We sure do enjoy messing with that sky, even if it means dangerous car wrecks and dangerous streets. We will live with the chaos and the consequences even if the mode of the extinction is so awful in its day to day operation anyway. We are happy to live the horror now and pass it on to the next generations.
So far, the sky has been fairly easy on us. I would hate to see what it does when it gets awfully angry.
June 10
Tuesday night I went to see a showcase of quickly produced locally made short films. They had actually all been made last weekend. There were a number of similar themes and scenes and settings in the films, but it kind of surprised me that two of the twelve were about car accidents. In one, the guy in the car crash died. In the other, the guy in the crash survived, but just barely.
The repetition of this theme was some kind of demonstration to me of the ubiquity of car crashes. The car crash has a central role in car culture. It is one of those events that people use to tell cultural time, to identify place, to help distinguish some special days from the whole accumulation of time and place that sometimes vanishes so easily from memory.
There is a car crash going on right now. People are maimed or dying or dead right now because of a car crash. It is part of the deal that comes along with getting in the driver's seat and turning the key. You get speed and power, sure, but in order to get them you run the risk of crash and death or else just tremendous medical or car repair bills. And if you do not kill yourself, you risk killing other people.
The crash is part of what you accept when you take car culture into your life. If you drive there is a chance that you will crash or smash up your car in some way. It is far more likely than the chance that your plane or bus or train will crash, or that you will kill yourself in a particularly dangerous walk.
In the last two weeks I have heard people tell their own crash stories. In both cases another vehicle smashed into the side of theirs. I listened to such a story at a party and someone at work had the same thing happen to him and his vehicle. In both cases the cars got the worst of it, and the people came out with no injuries, other than being shaken up. But neither of them was shaken enough to say enough is enough with metal death machine transportation.

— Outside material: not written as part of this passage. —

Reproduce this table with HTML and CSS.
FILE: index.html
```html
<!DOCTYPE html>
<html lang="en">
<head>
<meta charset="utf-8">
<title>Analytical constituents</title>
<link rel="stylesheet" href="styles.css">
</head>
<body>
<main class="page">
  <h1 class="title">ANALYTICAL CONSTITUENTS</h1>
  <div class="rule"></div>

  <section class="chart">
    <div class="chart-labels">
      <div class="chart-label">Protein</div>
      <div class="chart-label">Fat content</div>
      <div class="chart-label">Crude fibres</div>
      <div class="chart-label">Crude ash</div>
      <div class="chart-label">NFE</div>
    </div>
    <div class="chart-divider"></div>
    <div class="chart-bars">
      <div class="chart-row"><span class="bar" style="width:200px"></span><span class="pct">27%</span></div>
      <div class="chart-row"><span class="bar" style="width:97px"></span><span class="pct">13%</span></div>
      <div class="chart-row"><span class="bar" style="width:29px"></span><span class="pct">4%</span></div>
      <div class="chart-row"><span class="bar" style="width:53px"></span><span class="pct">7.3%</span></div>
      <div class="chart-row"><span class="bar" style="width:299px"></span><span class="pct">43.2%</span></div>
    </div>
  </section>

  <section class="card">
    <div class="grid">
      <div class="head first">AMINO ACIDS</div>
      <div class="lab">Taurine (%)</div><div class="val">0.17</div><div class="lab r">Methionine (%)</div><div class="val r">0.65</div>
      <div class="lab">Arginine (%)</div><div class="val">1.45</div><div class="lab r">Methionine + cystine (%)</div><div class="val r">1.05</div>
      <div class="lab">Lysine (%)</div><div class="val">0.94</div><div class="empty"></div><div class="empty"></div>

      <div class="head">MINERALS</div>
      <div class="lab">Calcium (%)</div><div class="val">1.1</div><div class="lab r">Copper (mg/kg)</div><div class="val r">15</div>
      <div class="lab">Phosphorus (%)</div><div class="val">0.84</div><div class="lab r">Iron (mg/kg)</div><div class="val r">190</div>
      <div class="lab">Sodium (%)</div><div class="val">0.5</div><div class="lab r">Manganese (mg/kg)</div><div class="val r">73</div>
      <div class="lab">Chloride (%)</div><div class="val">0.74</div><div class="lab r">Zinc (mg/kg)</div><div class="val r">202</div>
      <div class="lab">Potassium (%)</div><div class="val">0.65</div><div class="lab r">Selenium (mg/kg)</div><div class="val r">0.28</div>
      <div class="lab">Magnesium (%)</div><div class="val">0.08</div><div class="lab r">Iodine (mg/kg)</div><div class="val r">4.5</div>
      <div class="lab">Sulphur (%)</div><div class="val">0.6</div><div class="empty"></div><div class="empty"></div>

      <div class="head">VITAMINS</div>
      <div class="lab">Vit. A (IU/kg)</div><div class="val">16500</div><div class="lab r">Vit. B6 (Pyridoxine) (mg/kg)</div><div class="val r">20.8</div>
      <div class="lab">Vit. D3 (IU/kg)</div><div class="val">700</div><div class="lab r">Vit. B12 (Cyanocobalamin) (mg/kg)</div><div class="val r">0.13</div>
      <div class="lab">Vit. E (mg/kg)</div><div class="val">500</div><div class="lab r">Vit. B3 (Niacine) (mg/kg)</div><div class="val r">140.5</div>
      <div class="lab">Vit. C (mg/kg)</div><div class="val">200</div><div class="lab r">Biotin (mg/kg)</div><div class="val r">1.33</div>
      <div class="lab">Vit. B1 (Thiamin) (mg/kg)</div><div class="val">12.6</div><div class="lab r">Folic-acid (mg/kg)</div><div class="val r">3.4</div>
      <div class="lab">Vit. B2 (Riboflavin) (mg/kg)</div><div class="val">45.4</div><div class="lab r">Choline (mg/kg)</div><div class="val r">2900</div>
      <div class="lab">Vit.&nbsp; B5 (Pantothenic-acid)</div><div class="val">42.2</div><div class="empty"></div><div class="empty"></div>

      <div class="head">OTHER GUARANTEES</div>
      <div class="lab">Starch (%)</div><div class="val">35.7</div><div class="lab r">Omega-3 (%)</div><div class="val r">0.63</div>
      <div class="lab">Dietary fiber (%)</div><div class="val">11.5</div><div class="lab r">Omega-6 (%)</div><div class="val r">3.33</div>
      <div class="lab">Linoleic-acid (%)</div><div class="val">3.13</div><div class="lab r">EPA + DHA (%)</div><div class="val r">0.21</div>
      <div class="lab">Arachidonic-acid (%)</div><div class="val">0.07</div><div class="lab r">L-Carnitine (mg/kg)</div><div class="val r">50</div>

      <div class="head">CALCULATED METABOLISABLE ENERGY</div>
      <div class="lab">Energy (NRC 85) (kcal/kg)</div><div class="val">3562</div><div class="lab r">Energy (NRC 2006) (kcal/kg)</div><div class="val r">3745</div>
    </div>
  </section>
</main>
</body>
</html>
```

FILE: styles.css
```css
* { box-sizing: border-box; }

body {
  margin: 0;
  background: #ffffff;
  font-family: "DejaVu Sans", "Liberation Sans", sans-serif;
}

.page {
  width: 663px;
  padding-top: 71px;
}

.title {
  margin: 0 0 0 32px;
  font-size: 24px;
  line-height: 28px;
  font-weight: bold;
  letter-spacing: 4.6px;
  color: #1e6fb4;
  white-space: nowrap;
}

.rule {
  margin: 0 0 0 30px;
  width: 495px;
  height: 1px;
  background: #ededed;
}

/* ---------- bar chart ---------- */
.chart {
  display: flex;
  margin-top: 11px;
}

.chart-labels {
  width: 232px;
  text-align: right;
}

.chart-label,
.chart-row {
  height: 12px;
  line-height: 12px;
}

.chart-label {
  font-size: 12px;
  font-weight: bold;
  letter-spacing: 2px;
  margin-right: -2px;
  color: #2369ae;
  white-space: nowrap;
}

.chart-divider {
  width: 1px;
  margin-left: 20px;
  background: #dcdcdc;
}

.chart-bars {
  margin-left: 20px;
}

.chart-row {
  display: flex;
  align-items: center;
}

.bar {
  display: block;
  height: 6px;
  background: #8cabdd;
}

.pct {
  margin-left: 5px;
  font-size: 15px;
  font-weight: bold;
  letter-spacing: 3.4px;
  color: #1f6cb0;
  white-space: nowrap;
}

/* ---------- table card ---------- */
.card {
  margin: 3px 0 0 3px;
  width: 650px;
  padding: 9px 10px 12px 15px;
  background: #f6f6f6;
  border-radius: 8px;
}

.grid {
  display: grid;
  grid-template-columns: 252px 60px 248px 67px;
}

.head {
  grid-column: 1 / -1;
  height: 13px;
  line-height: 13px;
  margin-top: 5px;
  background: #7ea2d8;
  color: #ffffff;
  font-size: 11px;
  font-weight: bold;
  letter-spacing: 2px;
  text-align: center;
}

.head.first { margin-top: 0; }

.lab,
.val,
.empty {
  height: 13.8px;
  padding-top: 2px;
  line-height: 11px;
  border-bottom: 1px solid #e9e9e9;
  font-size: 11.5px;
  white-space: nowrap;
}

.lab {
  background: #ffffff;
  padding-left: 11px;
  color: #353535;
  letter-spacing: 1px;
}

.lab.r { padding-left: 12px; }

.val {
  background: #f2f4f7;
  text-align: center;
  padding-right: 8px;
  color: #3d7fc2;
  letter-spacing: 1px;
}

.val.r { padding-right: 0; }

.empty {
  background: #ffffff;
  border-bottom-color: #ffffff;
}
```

Of course, a crash is the last thing that most drivers want, but the first thing they set in motion when they turn that key and start the combustion explosion. It is part of the war that they live with to get around in this scattered social scene, something that we have built up a whole industry to minimize, with seatbelts and airbags and law enforcement. We are quick to the band aids but never want to touch the heart of the problem, because getting to the cause of the problem of all that death and disfigurement would mean closing the door on car transportation itself and saying that it is just not worth it, not worth the pain and crashes.

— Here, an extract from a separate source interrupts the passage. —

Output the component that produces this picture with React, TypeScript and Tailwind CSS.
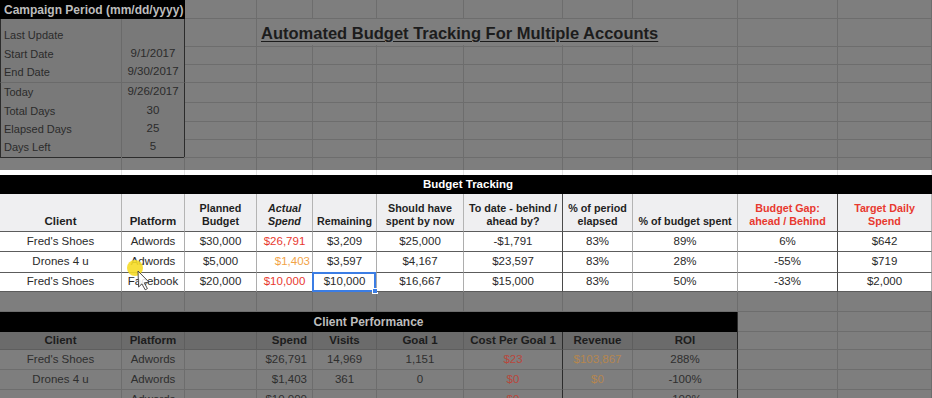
import type { ReactNode } from "react";

/*
  Google-Sheets style budget tracker. The active "Budget Tracking" block is
  shown at full brightness; the rest of the sheet is dimmed as in the video.
*/

const COLS =
  "grid grid-cols-[122px_63px_72px_56px_64px_87px_99px_70px_105px_100px_94px]";

// dimmed sheet gridline cell
const dimCell = "border-r border-b border-[#6d6d6d]";

function DimBlanks({ n }: { n: number }) {
  return (
    <>
      {Array.from({ length: n }, (_, i) => (
        <div key={i} className={dimCell} />
      ))}
    </>
  );
}

const CAMPAIGN: { label: string; value: string; h: string }[] = [
  { label: "Last Update", value: "", h: "h-[26px]" },
  { label: "Start Date", value: "9/1/2017", h: "h-[18px]" },
  { label: "End Date", value: "9/30/2017", h: "h-[20px]" },
  { label: "Today", value: "9/26/2017", h: "h-[19px]" },
  { label: "Total Days", value: "30", h: "h-[18px]" },
  { label: "Elapsed Days", value: "25", h: "h-[18px]" },
  { label: "Days Left", value: "5", h: "h-[19px]" },
];

const RED = "text-[#e8392f]";
const DARK_R = "border-r-[#4a4a4a]";

const BT_HEAD: { label: ReactNode; cls?: string }[] = [
  { label: "Client", cls: "text-[11.5px]" },
  { label: "Platform", cls: "text-[11.5px]" },
  { label: <>Planned<br />Budget</> },
  { label: <>Actual<br />Spend</>, cls: "italic" },
  { label: "Remaining" },
  { label: <>Should have<br />spent by now</> },
  { label: <>To date - behind /<br />ahead by?</>, cls: DARK_R },
  { label: <>% of period<br />elapsed</> },
  { label: "% of budget spent" },
  { label: <>Budget Gap:<br />ahead / Behind</>, cls: `${RED} ${DARK_R}` },
  { label: <>Target Daily<br />Spend</>, cls: RED },
];

type Val = { v: string; cls?: string };

const BT_ROWS: { h: string; cells: Val[] }[] = [
  {
    h: "h-[20px]",
    cells: [
      { v: "Fred's Shoes" }, { v: "Adwords" }, { v: "$30,000" },
      { v: "$26,791", cls: RED }, { v: "$3,209" }, { v: "$25,000" },
      { v: "-$1,791" }, { v: "83%" }, { v: "89%" }, { v: "6%" }, { v: "$642" },
    ],
  },
  {
    h: "h-[21px]",
    cells: [
      { v: "Drones 4 u" }, { v: "Adwords" }, { v: "$5,000" },
      { v: "$1,403", cls: "text-[#f2a348] !justify-end pr-[2px]" },
      { v: "$3,597" }, { v: "$4,167" }, { v: "$23,597" }, { v: "83%" },
      { v: "28%" }, { v: "-55%" }, { v: "$719" },
    ],
  },
  {
    h: "h-[19px]",
    cells: [
      { v: "Fred's Shoes" }, { v: "Facebook" }, { v: "$20,000" },
      { v: "$10,000", cls: RED }, { v: "$10,000" }, { v: "$16,667" },
      { v: "$15,000" }, { v: "83%" }, { v: "50%" }, { v: "-33%" }, { v: "$2,000" },
    ],
  },
];

const CP_RED = "text-[#b9473c]";
const CP_ORANGE = "text-[#b5864f]";
const CP_DARK = "border-r-[#2c2c2c]";

const CP_HEAD: { label: string; cls?: string }[] = [
  { label: "Client" },
  { label: "Platform" },
  { label: "" },
  { label: "Spend", cls: "!justify-end pr-[5px]" },
  { label: "Visits" },
  { label: "Goal 1" },
  { label: "Cost Per Goal 1", cls: CP_DARK },
  { label: "Revenue" },
  { label: "ROI", cls: CP_DARK },
];

const CP_ROWS: Val[][] = [
  [
    { v: "Fred's Shoes" }, { v: "Adwords" }, { v: "" },
    { v: "$26,791", cls: "!justify-end pr-[5px]" }, { v: "14,969" },
    { v: "1,151" }, { v: "$23", cls: `${CP_RED} ${CP_DARK}` },
    { v: "$103,867", cls: CP_ORANGE }, { v: "288%", cls: CP_DARK },
  ],
  [
    { v: "Drones 4 u" }, { v: "Adwords" }, { v: "" },
    { v: "$1,403", cls: "!justify-end pr-[5px]" }, { v: "361" },
    { v: "0" }, { v: "$0", cls: `${CP_RED} ${CP_DARK}` },
    { v: "$0", cls: CP_ORANGE }, { v: "-100%", cls: CP_DARK },
  ],
  [
    { v: "" }, { v: "Adwords" }, { v: "" },
    { v: "$10,000", cls: "!justify-end pr-[5px]" }, { v: "" },
    { v: "" }, { v: "$0", cls: `${CP_RED} ${CP_DARK}` },
    { v: "" }, { v: "-100%", cls: CP_DARK },
  ],
];

// screen-recording mouse pointer with its yellow click halo
function Cursor() {
  return (
    <svg
      className="pointer-events-none absolute left-[127px] top-[84px]"
      width="28"
      height="38"
      viewBox="0 0 28 38"
      aria-hidden
    >
      <circle cx="8" cy="14" r="8" fill="#f6dc26" fillOpacity="0.9" />
      <path
        d="M11 17 L11.6 33 L14.9 29.9 L18.2 35.8 L20.4 34.6 L17.3 28.8 L22 28.2 Z"
        fill="#fff"
        fillOpacity="0.85"
        stroke="#3a3a3a"
        strokeWidth="0.9"
        strokeLinejoin="round"
      />
    </svg>
  );
}

export default function App() {
  return (
    <div className="h-[398px] w-[932px] overflow-hidden bg-[#7e7e7e] font-['Liberation_Sans',Arial,sans-serif] text-[#2a2a2a]">
      {/* top, dimmed: campaign period + title */}
      <div className="text-[11px]">
        <div className={`${COLS} h-[19px]`}>
          <div className="col-span-2 flex items-center bg-black pl-[4px] text-[12px] font-bold whitespace-nowrap text-[#bdbdbd]">
            Campaign Period (mm/dd/yyyy)
          </div>
          <DimBlanks n={9} />
        </div>
        {CAMPAIGN.map((r, i) => (
          <div key={r.label} className={`${COLS} ${r.h}`}>
            <div
              className={`flex items-end border-r border-b border-l border-[#6a6a6a] border-l-[#2c2c2c] bg-[#797979] pb-[2px] pl-[3px] text-[#2b2b2b] ${
                i === CAMPAIGN.length - 1 ? "border-b-[#2c2c2c]" : ""
              }`}
            >
              {r.label}
            </div>
            <div
              className={`flex items-end justify-center border-r border-b border-[#6a6a6a] border-r-[#2c2c2c] bg-[#797979] pb-[2px] text-[11.5px] text-[#2b2b2b] ${
                i === CAMPAIGN.length - 1 ? "border-b-[#2c2c2c]" : ""
              }`}
            >
              {r.value}
            </div>
            <div className={dimCell} />
            {i === 0 ? (
              <>
                <div className="col-span-6 flex items-center border-r border-b border-[#6d6d6d] pl-[4px] pt-[2px] text-[16.5px] font-bold whitespace-nowrap text-[#1c1c1c] underline decoration-1 underline-offset-2">
                  Automated Budget Tracking For Multiple Accounts
                </div>
                <DimBlanks n={2} />
              </>
            ) : (
              <DimBlanks n={8} />
            )}
          </div>
        ))}
        <div className={`${COLS} h-[13px]`}>
          {Array.from({ length: 11 }, (_, i) => (
            <div key={i} className="border-r border-[#6d6d6d]" />
          ))}
        </div>
      </div>

      {/* middle, highlighted: Budget Tracking */}
      <div className="relative bg-white text-[11.5px] text-[#2a2a2a]">
        <div className={`${COLS} h-[5px]`}>
          {Array.from({ length: 11 }, (_, i) => (
            <div key={i} className="border-r border-[#e3e3e3]" />
          ))}
        </div>
        <div className={`${COLS} h-[19px]`}>
          <div className="col-span-11 flex items-center justify-center bg-black pl-[4px] font-bold text-white">
            Budget Tracking
          </div>
        </div>
        <div className={`${COLS} h-[38px]`}>
          {BT_HEAD.map((c, i) => (
            <div
              key={i}
              className={`flex flex-col items-center justify-end border-r border-b border-[#b4b4b4] border-b-[#5c5c5c] bg-[#efeff1] pb-[3px] text-center text-[10.75px] leading-[13px] font-bold whitespace-nowrap text-[#1f1f1f] ${c.cls ?? ""}`}
            >
              <span>{c.label}</span>
            </div>
          ))}
        </div>
        {BT_ROWS.map((r, ri) => (
          <div key={ri} className={`${COLS} ${r.h}`}>
            {r.cells.map((c, ci) => (
              <div
                key={ci}
                className={`relative flex items-center justify-center border-r border-b border-[#adadad] border-b-[#5c5c5c] whitespace-nowrap ${
                  ci === 6 || ci === 9 ? DARK_R : ""
                } ${c.cls ?? ""}`}
              >
                {c.v}
                {ri === 2 && ci === 4 && (
                  <span className="pointer-events-none absolute -top-[1px] -left-[1px] h-[20px] w-[64px] border-2 border-[#3b7de4]">
                    <span className="absolute -right-[4px] -bottom-[4px] h-[6px] w-[6px] border border-white bg-[#3b7de4]" />
                  </span>
                )}
              </div>
            ))}
          </div>
        ))}
        <Cursor />
      </div>

      {/* bottom, dimmed: Client Performance */}
      <div className="text-[11.5px]">
        <div className={`${COLS} h-[20px]`}>
          <DimBlanks n={11} />
        </div>
        <div className={`${COLS} h-[20px]`}>
          <div className="col-span-9 flex items-center justify-center border-r border-[#2c2c2c] bg-black text-[12px] font-bold text-[#bdbdbd]">
            Client Performance
          </div>
          <DimBlanks n={2} />
        </div>
        <div className={`${COLS} h-[18px]`}>
          {CP_HEAD.map((c, i) => (
            <div
              key={i}
              className={`flex items-center justify-center border-r border-b border-[#5e5e5e] bg-[#6b6b6b] font-bold whitespace-nowrap text-[#1c1c1c] ${c.cls ?? ""}`}
            >
              {c.label}
            </div>
          ))}
          <DimBlanks n={2} />
        </div>
        {CP_ROWS.map((r, ri) => (
          <div key={ri} className={`${COLS} h-[20px]`}>
            {r.map((c, ci) => (
              <div
                key={ci}
                className={`flex items-center justify-center border-r border-b border-[#6d6d6d] whitespace-nowrap text-[#2e2e2e] ${c.cls ?? ""}`}
              >
                {c.v}
              </div>
            ))}
            <DimBlanks n={2} />
          </div>
        ))}
      </div>
    </div>
  );
}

There is a gamble that goes with everything, but the gamble that goes with car transportation is particularly fixed against drivers, pedestrians, the whole planet. The crash is at the very heart of car transportation, it is an essential part of the situation. It is a seed kernel from which much greater chaos grows. It is the incredible news that is never news, it just happens all the time and all around us and we let ourselves go into a great car coma to ignore the death. That comes with the strength of medication of the whole car drug trip thing.